Two former first ministers have suggested major changes to the Scottish Parliament, including an increase in the number of MSPs.
Henry McLeish and Jack McConnell are to give evidence to the Commission on Parliamentary Reform on Monday.
In written evidence, Mr McLeish said the current total of 129 of MSPs was "incredibly limiting".
And both men suggested the electoral list system currently used in Holyrood elections should be re-evaluated.
Mr McLeish called for a "serious look" at the electoral system, while Mr McConnell said the list system was partially to blame for MSPs having stronger links to their parties than their constituents.
Presiding Officer Ken Macintosh set up the independent Commission on Parliamentary Reform.
It is reviewing;
- the role of Holyrood in scrutinising legislation
- the committee system
- and parliament's independence from the Scottish government.
The reform body is being chaired by former Electoral Commissioner John McCormick, and has a "wide and substantial remit" to give Holyrood "an MOT".
On Monday, it will take evidence from former Labour first ministers Mr McConnell and Mr McLeish.

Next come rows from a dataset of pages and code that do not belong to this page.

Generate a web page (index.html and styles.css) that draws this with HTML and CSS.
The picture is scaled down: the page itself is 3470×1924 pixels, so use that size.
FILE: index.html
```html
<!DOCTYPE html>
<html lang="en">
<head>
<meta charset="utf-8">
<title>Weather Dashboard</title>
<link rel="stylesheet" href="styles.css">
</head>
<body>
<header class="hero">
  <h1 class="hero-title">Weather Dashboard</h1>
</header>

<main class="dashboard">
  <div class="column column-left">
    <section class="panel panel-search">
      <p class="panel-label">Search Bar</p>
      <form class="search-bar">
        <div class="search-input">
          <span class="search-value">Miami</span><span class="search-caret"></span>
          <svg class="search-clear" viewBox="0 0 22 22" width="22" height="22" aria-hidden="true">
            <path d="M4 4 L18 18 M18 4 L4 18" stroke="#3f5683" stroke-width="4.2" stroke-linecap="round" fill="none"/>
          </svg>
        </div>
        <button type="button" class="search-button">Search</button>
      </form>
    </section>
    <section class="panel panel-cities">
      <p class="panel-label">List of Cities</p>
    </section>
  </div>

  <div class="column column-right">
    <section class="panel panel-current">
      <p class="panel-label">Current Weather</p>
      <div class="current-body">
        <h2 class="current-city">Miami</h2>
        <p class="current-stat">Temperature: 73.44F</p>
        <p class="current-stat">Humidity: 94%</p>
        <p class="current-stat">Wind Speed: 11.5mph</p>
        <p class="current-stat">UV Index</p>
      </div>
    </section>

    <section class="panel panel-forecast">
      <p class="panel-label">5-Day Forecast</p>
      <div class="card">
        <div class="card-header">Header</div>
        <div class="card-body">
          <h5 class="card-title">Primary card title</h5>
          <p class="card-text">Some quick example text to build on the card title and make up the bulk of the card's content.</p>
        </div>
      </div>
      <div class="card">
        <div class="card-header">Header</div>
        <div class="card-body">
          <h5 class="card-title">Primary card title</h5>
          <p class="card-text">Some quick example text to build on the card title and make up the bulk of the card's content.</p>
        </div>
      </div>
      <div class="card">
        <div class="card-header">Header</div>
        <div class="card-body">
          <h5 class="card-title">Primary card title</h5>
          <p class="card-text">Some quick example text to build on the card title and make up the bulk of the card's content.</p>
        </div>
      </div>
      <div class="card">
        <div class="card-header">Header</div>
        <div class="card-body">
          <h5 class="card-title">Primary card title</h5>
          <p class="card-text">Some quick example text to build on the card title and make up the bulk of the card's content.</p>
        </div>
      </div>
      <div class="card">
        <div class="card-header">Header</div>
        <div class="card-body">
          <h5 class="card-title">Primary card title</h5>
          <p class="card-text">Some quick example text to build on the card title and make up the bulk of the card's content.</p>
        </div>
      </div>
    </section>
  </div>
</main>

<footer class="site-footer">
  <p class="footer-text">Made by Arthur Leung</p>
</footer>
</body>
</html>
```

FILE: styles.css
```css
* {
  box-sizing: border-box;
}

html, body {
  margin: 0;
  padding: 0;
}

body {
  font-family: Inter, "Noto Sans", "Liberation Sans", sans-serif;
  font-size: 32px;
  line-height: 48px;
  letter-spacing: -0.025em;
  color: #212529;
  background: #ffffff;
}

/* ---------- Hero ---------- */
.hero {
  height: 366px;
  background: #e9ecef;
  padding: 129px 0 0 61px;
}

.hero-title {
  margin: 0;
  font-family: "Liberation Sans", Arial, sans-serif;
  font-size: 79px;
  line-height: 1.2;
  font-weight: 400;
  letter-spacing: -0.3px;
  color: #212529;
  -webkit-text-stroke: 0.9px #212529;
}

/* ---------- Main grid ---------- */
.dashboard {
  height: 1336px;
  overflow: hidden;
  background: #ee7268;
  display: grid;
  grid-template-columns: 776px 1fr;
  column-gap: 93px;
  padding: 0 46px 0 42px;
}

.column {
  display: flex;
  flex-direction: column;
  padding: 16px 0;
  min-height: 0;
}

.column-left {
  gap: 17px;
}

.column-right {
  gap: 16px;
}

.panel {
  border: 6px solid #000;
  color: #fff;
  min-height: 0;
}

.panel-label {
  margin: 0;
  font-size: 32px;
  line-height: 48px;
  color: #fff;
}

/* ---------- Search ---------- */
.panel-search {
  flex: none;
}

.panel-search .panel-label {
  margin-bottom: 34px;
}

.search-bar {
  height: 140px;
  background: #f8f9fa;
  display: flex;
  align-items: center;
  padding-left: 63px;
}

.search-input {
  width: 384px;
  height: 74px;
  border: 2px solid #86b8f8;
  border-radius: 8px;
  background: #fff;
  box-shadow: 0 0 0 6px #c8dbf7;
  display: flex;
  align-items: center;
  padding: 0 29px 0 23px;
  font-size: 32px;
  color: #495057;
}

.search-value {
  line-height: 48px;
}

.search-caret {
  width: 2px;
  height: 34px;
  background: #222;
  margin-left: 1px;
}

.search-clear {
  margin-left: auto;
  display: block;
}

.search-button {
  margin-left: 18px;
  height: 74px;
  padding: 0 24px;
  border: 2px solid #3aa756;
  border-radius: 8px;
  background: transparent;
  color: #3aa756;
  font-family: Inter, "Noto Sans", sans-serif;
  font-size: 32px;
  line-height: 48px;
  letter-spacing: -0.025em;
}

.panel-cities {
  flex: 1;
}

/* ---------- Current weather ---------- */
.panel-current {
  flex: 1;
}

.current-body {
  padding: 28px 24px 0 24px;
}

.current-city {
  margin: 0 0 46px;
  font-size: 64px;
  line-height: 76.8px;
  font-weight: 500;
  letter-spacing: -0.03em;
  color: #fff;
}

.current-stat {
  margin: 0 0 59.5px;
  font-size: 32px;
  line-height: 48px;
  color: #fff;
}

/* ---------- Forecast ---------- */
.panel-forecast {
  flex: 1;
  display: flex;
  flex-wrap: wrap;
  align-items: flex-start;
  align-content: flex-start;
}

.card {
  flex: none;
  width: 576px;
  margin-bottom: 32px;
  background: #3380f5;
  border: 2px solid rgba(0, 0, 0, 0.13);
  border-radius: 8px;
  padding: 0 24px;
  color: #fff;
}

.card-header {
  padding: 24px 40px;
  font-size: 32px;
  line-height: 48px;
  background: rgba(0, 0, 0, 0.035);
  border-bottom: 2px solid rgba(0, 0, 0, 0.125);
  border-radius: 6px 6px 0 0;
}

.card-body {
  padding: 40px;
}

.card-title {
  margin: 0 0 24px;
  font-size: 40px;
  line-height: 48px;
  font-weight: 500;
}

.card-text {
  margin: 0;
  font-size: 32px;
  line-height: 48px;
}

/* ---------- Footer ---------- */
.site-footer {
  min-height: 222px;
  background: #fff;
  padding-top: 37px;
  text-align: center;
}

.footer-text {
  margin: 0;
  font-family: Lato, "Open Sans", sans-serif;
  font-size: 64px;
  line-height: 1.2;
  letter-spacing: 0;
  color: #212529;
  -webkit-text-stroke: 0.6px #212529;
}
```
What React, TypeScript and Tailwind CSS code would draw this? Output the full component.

Mr McLeish said among talk of home rule, federalism and independence, the parliament could "become unrecognisable in relation to the Scotland Bill of 1998", with "a much more onerous legislative programme".
He said there should be more elected representatives at Holyrood, and more time for them to work.
Mr McLeish explained: "The number of MSPs is incredibly limiting in the amount of work that can be processed in the current working week.
"This is clearly an issue at the present time but in this turbulent political world thing could get a whole lot worse as Holyrood assumes more importance in the continuing redistribution of powers and responsibilities within the United Kingdom.
"This is not a partisan or political issue, it is of vital practical importance and significance if Holyrood is to be fit for purpose in this rapidly changing political landscape."
Mr McLeish said there were "compelling reasons for Scotland to have a codified written and accessible constitution".
He said: "Regardless of our future constitutional status a constitution would serve to define and protect the relationships between institutions in Scotland; between the Scottish government and the Parliament; between the Scottish government and other public institutions, such as local government which has no real official status; and the rights, freedoms and responsibilities of the individual and their relationships with all of the above."
The former politician also said it might be time to "have a serious look at our electoral system", describing the Holyrood system as "certainly better and more democratic than the 'first past the post' system still used by Westminster".
He questioned whether a case could be made for "some form of proportionality or alternative voting", asking if Scotland could "create a fairer system based on multi-member constituencies while abandoning the list system".
Mr McLeish concluded that there was "no reason why the parliament and presiding officer should not consider setting up a Standing Commission on the Parliament" to examine further options.
Mr McConnell, who was an MSP between 1999 and 2011 and Scotland's first minister from 2001 to 2007, is currently a member of the House of Lords.
He said "there has always been room for improvement" in Holyrood's systems, saying "some of the systems adopted in the early days have made the parliament less effective rather than more".
The peer said the balance between MSPs representing their constituents and being part of a party "has shifted too far in the direction of the party, and is not strong enough in the connection with the constituents".
He added that this was "partly an outcome of the mixed-member electoral system", but also partly "an outcome of the way in which parties have operated internally, and how the committees function".
Both men agreed committees should be less partisan, with Mr McConnell saying that "with a few notable exceptions, they have neither significantly influenced legislation nor the direction of national policy".
In his written submission, he said: "Committees are more partisan and reactive than was expected. There seems to be a need to change the system of appointments and to revisit the combination of roles between legislative scrutiny and longer term inquiries and reports."
Lord McConnell also said the hours of parliament should be more flexible, and that ministerial question times "need to change".